After working to grapple with these issues for many years, Waller has been met with many questions about what it means to sit down with individuals and garner impressions of those who have committed mass atrocities. He told attendants that he has previously been asked what it is like to sit down with such perpetrators. 

“I know what they’re getting at, that there is something like a television show where they’re stuck with someone, and evil kind of radiates from them,” Waller said. “I just have never had that experience. I mean, everyone I’ve sat with has had that spark of ordinariness to them… These are people who have made decisions over a period of time, who have undergone changes, who have used their agency in ways that are terribly destructive. And what I’ve wanted to figure out is, ‘How does this happen? If ordinary people do it, how does it occur?”’ 
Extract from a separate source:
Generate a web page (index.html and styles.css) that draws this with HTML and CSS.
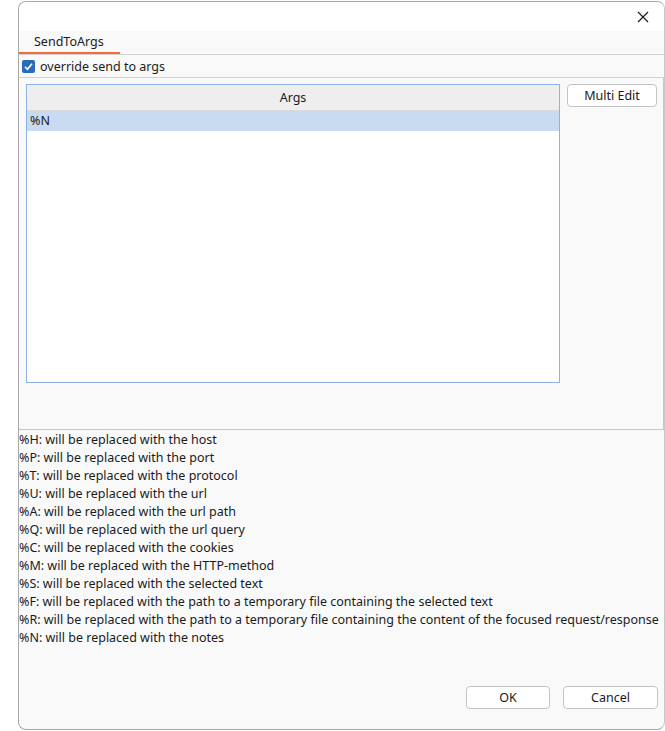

Waller told attendants that evil does not brew in an individual overnight. The perpetrators he has interviewed have described a sense of escalating commitments to killing, thus leading to their eventual transformation. When addressing perpetrator behavior, Waller considers the cultural construction of worldview in terms of group-based identity, authority orientation, and social dominance. Additionally, he addresses the psychological construction of the “other” and the question of moral orientation and the social construction of cruelty. 
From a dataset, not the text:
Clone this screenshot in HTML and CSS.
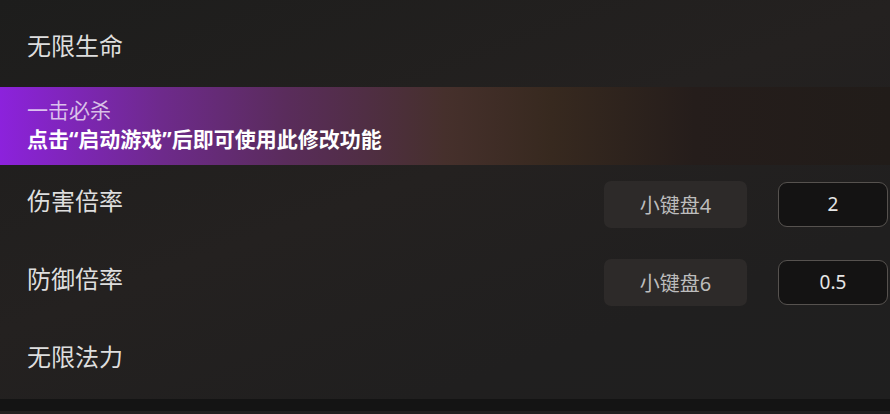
FILE: index.html
```html
<!DOCTYPE html>
<html lang="zh">
<head>
    <meta charset="UTF-8">
    <meta name="viewport" content="width=device-width, initial-scale=1.0">
    <title>修改器</title>
    <link rel="stylesheet" href="styles.css">
</head>
<body>
    <div class="list">
        <div class="row row-first">
            <span class="label">无限生命</span>
        </div>

        <div class="row banner">
            <div class="banner-title">一击必杀</div>
            <div class="banner-tip">点击“启动游戏”后即可使用此修改功能</div>
        </div>

        <div class="row">
            <span class="label">伤害倍率</span>
            <div class="controls">
                <button class="key">小键盘4</button>
                <input class="value" type="text" value="2">
            </div>
        </div>

        <div class="row">
            <span class="label">防御倍率</span>
            <div class="controls">
                <button class="key">小键盘6</button>
                <input class="value" type="text" value="0.5">
            </div>
        </div>

        <div class="row">
            <span class="label">无限法力</span>
        </div>
    </div>
    <div class="footer"></div>
</body>
</html>
```

FILE: styles.css
```css
body {
    margin: 0;
    height: 414px;
    overflow: hidden;
    font-family: "Noto Sans", "Noto Sans CJK SC", sans-serif;
    background: linear-gradient(160deg, #1d1d1c 0%, #242120 45%, #201f1f 75%, #1f1f1f 100%);
    color: #dcdcdc;
}
.list {
    height: 399px;
}
.row {
    display: flex;
    align-items: center;
    justify-content: space-between;
    height: 78px;
    padding-left: 27px;
    padding-right: 2px;
    box-sizing: border-box;
}
.row-first {
    height: 87px;
    padding-top: 4px;
}
.label {
    font-size: 24px;
    line-height: 30px;
    margin-top: -6px;
    color: #dedede;
}
.row-first .label {
    margin-top: 0;
}
.banner {
    flex-direction: column;
    align-items: flex-start;
    justify-content: center;
    padding-bottom: 2px;
    background: linear-gradient(90deg, #8c22dc 0%, #6e2a8c 18%, #5a2c5c 32%, #46302c 50%, #37291f 62%, #251d1b 78%, #211c19 100%);
}
.banner-title {
    font-size: 21px;
    line-height: 29px;
    color: rgba(255, 255, 255, 0.72);
}
.banner-tip {
    font-size: 21px;
    line-height: 29px;
    font-weight: bold;
    color: #ffffff;
}
.controls {
    display: flex;
    align-items: center;
    gap: 31px;
}
.key {
    width: 143px;
    height: 47px;
    border: none;
    border-radius: 7px;
    background-color: #2d2a29;
    color: #bdbdbd;
    font-family: inherit;
    font-size: 20px;
    cursor: pointer;
}
.value {
    width: 110px;
    height: 45px;
    box-sizing: border-box;
    border: 1px solid #56524f;
    border-radius: 9px;
    background-color: #141313;
    color: #e6e6e6;
    font-family: inherit;
    font-size: 19px;
    text-align: center;
    outline: none;
}
.footer {
    height: 12px;
    background-color: #141414;
}
```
When asked about his work in the realm of the prevention of mass atrocities, Waller informed attendants of his work at the Auschwitz Institute, which has involved the education of over 9000 government policy makers and security specter personnel in over 92 countries around the globe. The discussion that is given is meant to remove, particularly from Western countries, the sense of, “This could never happen here.” 

“Part of what we’re pushing to them is to say, if you understand the ordinariness of the people who commit this, and if you understand that no country is immune to it, then genocide prevention is also domestic policy issue, not simply foreign policy,” Waller said.